◆ INPUT
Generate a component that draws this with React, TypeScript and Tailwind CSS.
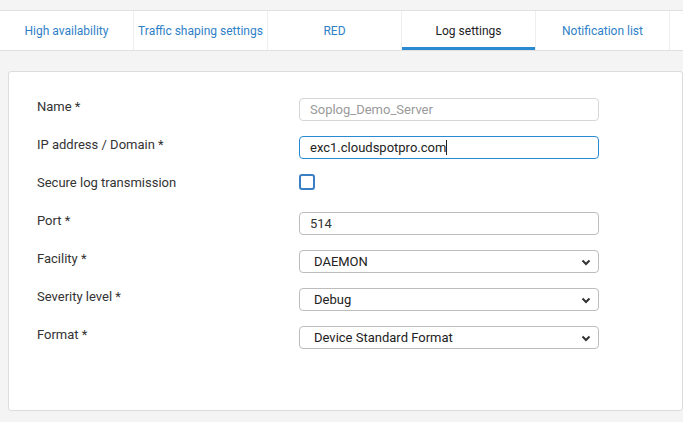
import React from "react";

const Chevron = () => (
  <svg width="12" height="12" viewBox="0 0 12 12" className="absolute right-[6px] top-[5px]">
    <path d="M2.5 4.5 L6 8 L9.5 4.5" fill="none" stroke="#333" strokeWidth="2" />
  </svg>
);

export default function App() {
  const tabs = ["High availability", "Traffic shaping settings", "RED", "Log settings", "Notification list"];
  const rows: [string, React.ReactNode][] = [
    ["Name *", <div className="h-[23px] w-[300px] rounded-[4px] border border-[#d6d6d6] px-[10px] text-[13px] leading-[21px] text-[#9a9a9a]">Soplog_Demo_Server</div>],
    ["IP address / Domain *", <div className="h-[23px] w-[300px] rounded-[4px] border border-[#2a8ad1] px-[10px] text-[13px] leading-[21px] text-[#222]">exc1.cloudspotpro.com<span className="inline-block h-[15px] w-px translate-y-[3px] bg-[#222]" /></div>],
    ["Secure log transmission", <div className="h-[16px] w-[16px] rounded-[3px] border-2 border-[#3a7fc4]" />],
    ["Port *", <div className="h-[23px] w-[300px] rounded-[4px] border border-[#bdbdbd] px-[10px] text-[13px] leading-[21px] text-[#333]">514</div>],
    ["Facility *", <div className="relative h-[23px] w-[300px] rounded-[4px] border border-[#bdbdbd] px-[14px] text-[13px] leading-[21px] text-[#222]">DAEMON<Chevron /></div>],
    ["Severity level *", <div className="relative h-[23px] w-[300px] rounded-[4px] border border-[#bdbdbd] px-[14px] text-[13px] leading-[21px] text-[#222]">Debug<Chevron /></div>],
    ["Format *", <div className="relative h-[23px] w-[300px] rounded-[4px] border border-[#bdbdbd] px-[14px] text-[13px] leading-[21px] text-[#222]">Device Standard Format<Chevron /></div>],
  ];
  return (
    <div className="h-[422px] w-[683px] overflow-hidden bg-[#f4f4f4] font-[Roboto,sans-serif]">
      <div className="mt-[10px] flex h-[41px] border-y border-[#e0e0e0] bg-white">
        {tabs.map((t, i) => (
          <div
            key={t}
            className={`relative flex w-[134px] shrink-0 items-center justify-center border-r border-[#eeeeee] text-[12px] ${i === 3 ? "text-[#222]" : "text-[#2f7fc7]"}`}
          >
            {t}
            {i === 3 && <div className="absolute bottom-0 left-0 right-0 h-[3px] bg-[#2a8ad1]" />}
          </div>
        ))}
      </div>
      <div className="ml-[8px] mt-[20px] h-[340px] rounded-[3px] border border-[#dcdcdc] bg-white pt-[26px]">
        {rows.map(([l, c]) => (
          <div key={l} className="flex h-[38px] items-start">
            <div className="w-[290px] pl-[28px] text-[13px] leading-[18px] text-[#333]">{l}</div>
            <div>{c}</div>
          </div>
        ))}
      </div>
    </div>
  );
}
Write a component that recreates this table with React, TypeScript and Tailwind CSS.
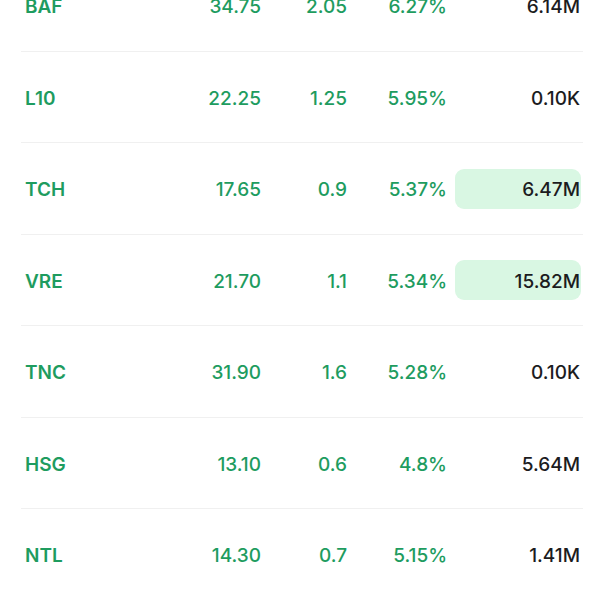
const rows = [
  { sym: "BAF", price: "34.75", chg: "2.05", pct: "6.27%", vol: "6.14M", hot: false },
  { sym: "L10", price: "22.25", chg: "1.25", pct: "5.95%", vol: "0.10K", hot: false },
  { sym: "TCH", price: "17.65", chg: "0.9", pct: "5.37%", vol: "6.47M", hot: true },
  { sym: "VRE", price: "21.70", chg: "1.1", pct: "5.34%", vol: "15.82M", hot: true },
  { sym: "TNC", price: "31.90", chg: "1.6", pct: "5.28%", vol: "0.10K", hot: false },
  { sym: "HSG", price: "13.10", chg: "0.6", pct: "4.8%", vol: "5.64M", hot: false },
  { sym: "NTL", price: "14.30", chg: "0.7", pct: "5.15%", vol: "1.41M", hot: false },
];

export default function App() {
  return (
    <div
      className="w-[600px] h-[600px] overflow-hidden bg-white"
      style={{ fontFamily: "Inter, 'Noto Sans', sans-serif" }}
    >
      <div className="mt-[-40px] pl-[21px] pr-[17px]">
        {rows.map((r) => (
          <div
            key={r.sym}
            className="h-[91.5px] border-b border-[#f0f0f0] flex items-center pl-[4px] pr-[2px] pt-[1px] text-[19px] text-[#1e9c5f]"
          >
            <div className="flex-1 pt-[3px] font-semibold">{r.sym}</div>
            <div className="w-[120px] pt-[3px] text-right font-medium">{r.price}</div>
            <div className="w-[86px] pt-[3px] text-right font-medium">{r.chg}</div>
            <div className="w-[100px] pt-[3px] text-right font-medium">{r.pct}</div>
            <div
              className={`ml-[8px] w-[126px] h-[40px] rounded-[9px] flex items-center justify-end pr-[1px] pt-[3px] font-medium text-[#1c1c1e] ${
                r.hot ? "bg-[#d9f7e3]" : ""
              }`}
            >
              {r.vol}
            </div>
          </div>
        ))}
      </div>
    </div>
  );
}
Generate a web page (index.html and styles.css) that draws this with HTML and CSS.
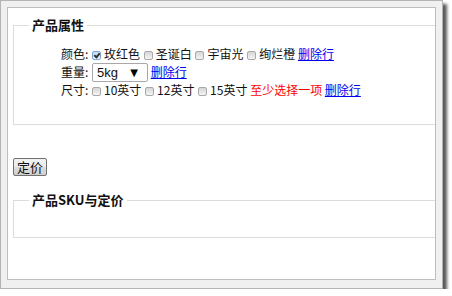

◆ CHALLENGE
Copy out each line of the data containing the string "component".

◆ RESPONSE FOR THIS EXERCISE
Generate a component that draws this with React, TypeScript and Tailwind CSS.
Write a component that recreates this table with React, TypeScript and Tailwind CSS.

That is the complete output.